Once you make your shot, wait. Often times, the subtle sound of the fly landing will draw enough attention to entice the fish in for a closer look. If you’re satisfied with the presentation, and you deem your fly is in the ideal spot, it’s time to sell it. Put the tip of your rod in the water, take up any slack with a long, slow strip to ensure a direct connection to the fly, and impart action to your offering, keeping an eye on the bonefish’s body language.
If you get a reaction, don’t do anything except get ready to strip-set. If you do not get a reaction, implement a slow strip to move the fly slightly and get the fish’s attention. If the fish approaches timidly, continue to strip slowly. If the bone pounces on the fly and eats, resist the urge to make a sharp strip-set. Instead, make a long, slow strip, keeping moderate tension.
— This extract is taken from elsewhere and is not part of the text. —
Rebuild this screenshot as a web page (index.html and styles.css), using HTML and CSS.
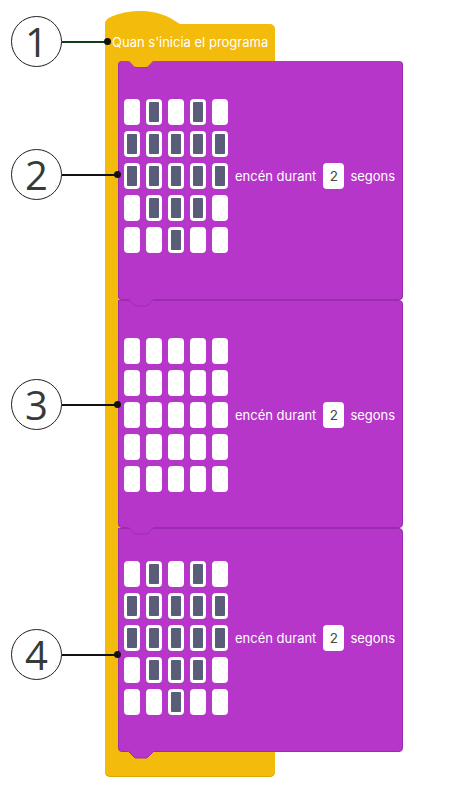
FILE: index.html
```html
<!DOCTYPE html>
<html lang="ca">
<head>
<meta charset="utf-8">
<title>Quan s'inicia el programa</title>
<link rel="stylesheet" href="styles.css">
</head>
<body>
<div class="stage">
  <div class="event">
    <svg class="hat" width="75" height="14" viewBox="0 0 75 14"><path d="M0 14 V12 C0 6 18 0 36 0 C52 0 63 5 75 13 V14 Z" fill="#f3bb0b"/></svg>
    <div class="event-body">
      <div class="event-label">Quan s'inicia el programa</div>
      <div class="stack">
        <div class="block b1">
          <svg class="notch" width="26" height="8" viewBox="0 0 26 8"><path d="M0 0 L6 6 Q7 7 8 7 H18 Q19 7 20 6 L26 0 Z" fill="#f3bb0b"/><path d="M0.5 0 L6 5.8 Q7 6.6 8 6.6 H18 Q19 6.6 20 5.8 L25.5 0" fill="none" stroke="#9b2bb0" stroke-width="1"/></svg>
          <div class="leds">
            <span class="led"></span><span class="led on"></span><span class="led"></span><span class="led on"></span><span class="led"></span>
            <span class="led on"></span><span class="led on"></span><span class="led on"></span><span class="led on"></span><span class="led on"></span>
            <span class="led on"></span><span class="led on"></span><span class="led on"></span><span class="led on"></span><span class="led on"></span>
            <span class="led"></span><span class="led on"></span><span class="led on"></span><span class="led on"></span><span class="led"></span>
            <span class="led"></span><span class="led"></span><span class="led on"></span><span class="led"></span><span class="led"></span>
          </div>
          <div class="label"><span>encén durant</span><span class="num">2</span><span>segons</span></div>
          <svg class="tab" width="26" height="8" viewBox="0 0 26 8"><path d="M0 0 L6 6 Q7 7 8 7 H18 Q19 7 20 6 L26 0 Z" fill="#b536c9"/><path d="M0.5 0.5 L6 6 Q7 7 8 7 H18 Q19 7 20 6 L25.5 0.5" fill="none" stroke="#9b2bb0" stroke-width="1"/></svg>
        </div>
        <div class="block b2">
          <div class="leds">
            <span class="led"></span><span class="led"></span><span class="led"></span><span class="led"></span><span class="led"></span>
            <span class="led"></span><span class="led"></span><span class="led"></span><span class="led"></span><span class="led"></span>
            <span class="led"></span><span class="led"></span><span class="led"></span><span class="led"></span><span class="led"></span>
            <span class="led"></span><span class="led"></span><span class="led"></span><span class="led"></span><span class="led"></span>
            <span class="led"></span><span class="led"></span><span class="led"></span><span class="led"></span><span class="led"></span>
          </div>
          <div class="label"><span>encén durant</span><span class="num">2</span><span>segons</span></div>
          <svg class="tab" width="26" height="8" viewBox="0 0 26 8"><path d="M0 0 L6 6 Q7 7 8 7 H18 Q19 7 20 6 L26 0 Z" fill="#b536c9"/><path d="M0.5 0.5 L6 6 Q7 7 8 7 H18 Q19 7 20 6 L25.5 0.5" fill="none" stroke="#9b2bb0" stroke-width="1"/></svg>
        </div>
        <div class="block b3">
          <div class="leds">
            <span class="led"></span><span class="led on"></span><span class="led"></span><span class="led on"></span><span class="led"></span>
            <span class="led on"></span><span class="led on"></span><span class="led on"></span><span class="led on"></span><span class="led on"></span>
            <span class="led on"></span><span class="led on"></span><span class="led on"></span><span class="led on"></span><span class="led on"></span>
            <span class="led"></span><span class="led on"></span><span class="led on"></span><span class="led on"></span><span class="led"></span>
            <span class="led"></span><span class="led"></span><span class="led on"></span><span class="led"></span><span class="led"></span>
          </div>
          <div class="label"><span>encén durant</span><span class="num">2</span><span>segons</span></div>
          <svg class="tab" width="26" height="8" viewBox="0 0 26 8"><path d="M0 0 L6 6 Q7 7 8 7 H18 Q19 7 20 6 L26 0 Z" fill="#b536c9"/><path d="M0.5 0.5 L6 6 Q7 7 8 7 H18 Q19 7 20 6 L25.5 0.5" fill="none" stroke="#9b2bb0" stroke-width="1"/></svg>
        </div>
      </div>
      <div class="event-foot"></div>
    </div>
  </div>

  <div class="callout c1"><span class="circle">1</span><span class="line"></span><span class="dot"></span></div>
  <div class="callout c2"><span class="circle">2</span><span class="line"></span><span class="dot"></span></div>
  <div class="callout c3"><span class="circle">3</span><span class="line"></span><span class="dot"></span></div>
  <div class="callout c4"><span class="circle">4</span><span class="line"></span><span class="dot"></span></div>
</div>
</body>
</html>
```

FILE: styles.css
```css
html, body {
  margin: 0;
  padding: 0;
  background: #ffffff;
}

body {
  font-family: Inter, "Noto Sans", "Liberation Sans", sans-serif;
}

.stage {
  position: relative;
  width: 449px;
  height: 805px;
  box-sizing: border-box;
  padding: 11px 0 0 105px;
}

.event {
  width: 170px;
}

.hat {
  display: block;
  margin-bottom: -1px;
}

.event-body {
  width: 170px;
  background: #f3bb0b;
  border-radius: 0 5px 5px 5px;
  box-shadow: inset 0 -1px 0 #dca90a;
}

.event-label {
  height: 37px;
  line-height: 37px;
  padding-left: 7px;
  color: #ffffff;
  font-size: 13px;
  white-space: nowrap;
}

.stack {
  margin-left: 13px;
  width: 285px;
}

.event-foot {
  height: 25px;
}

.block {
  position: relative;
  box-sizing: border-box;
  width: 285px;
  background: #b536c9;
  border: 1px solid #9b2bb0;
  border-radius: 4px;
  padding-left: 5px;
  display: flex;
  align-items: center;
  gap: 7px;
}

.b1 {
  height: 239px;
  padding-top: 37px;
  padding-bottom: 46px;
  border-top-color: #b536c9;
}

.b2 {
  height: 228px;
  padding-top: 37px;
  padding-bottom: 35px;
  border-radius: 0 4px 4px 4px;
}

.b3 {
  height: 224px;
  padding-top: 32px;
  padding-bottom: 36px;
  border-radius: 0 4px 4px 4px;
}

.notch {
  position: absolute;
  top: -1px;
  left: 9px;
}

.tab {
  position: absolute;
  left: 9px;
  bottom: -8px;
  z-index: 2;
}

.leds {
  display: grid;
  grid-template-columns: repeat(5, 16px);
  grid-auto-rows: 26px;
  column-gap: 6px;
  row-gap: 6px;
}

.led {
  display: block;
  background: #ffffff;
  border-radius: 4px;
}

.led.on {
  background: #595d78;
  box-shadow: inset 0 0 0 3px #ffffff;
}

.label {
  display: flex;
  align-items: center;
  gap: 6px;
  color: #ffffff;
  font-size: 13px;
  white-space: nowrap;
}

.num {
  width: 21px;
  height: 26px;
  line-height: 26px;
  text-align: center;
  background: #ffffff;
  border-radius: 4px;
  color: #3c4a40;
  font-size: 13.5px;
  margin: 0 0 0 1px;
}

.callout {
  position: absolute;
  left: 11px;
  display: flex;
  align-items: center;
}

.c1 { top: 16px; }
.c2 { top: 149px; }
.c3 { top: 379px; }
.c4 { top: 629px; }

.circle {
  box-sizing: border-box;
  width: 51px;
  height: 51px;
  border: 1.5px solid #1f1f1f;
  border-radius: 50%;
  display: flex;
  align-items: center;
  justify-content: center;
  font-family: "Open Sans", "Noto Sans", sans-serif;
  font-size: 40px;
  line-height: 1;
  color: #363b38;
  background: #ffffff;
}

.line {
  display: block;
  width: 55px;
  height: 2px;
  background: #111111;
}

.c1 .line {
  width: 45px;
  background: #0f3d1a;
}

.dot {
  display: block;
  width: 7px;
  height: 7px;
  margin-left: -3.5px;
  border-radius: 50%;
  background: #111111;
}
```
That’s usually enough to get a good hook-set, and if you miss, it keeps the fly in position to give the fish a second crack at it.
Should the fish swim toward you after the hookup, quickly dip the rod tip in the water, at an angle pointing away from the fish, to minimize slack and prevent the line from wrapping around your rod tip. When the fish swims past you, lift your rod as high as possible to keep the bone from rubbing its nose on the bottom to chafe the line and break off. Once the line has been cleared and its coming off the reel, put the screws to the fish, pulling with the rod at a low angle in a direction that would force the bone to do a back-flip. That’s how you beat a fish quickly, shortening the battle and ensuring a successful release.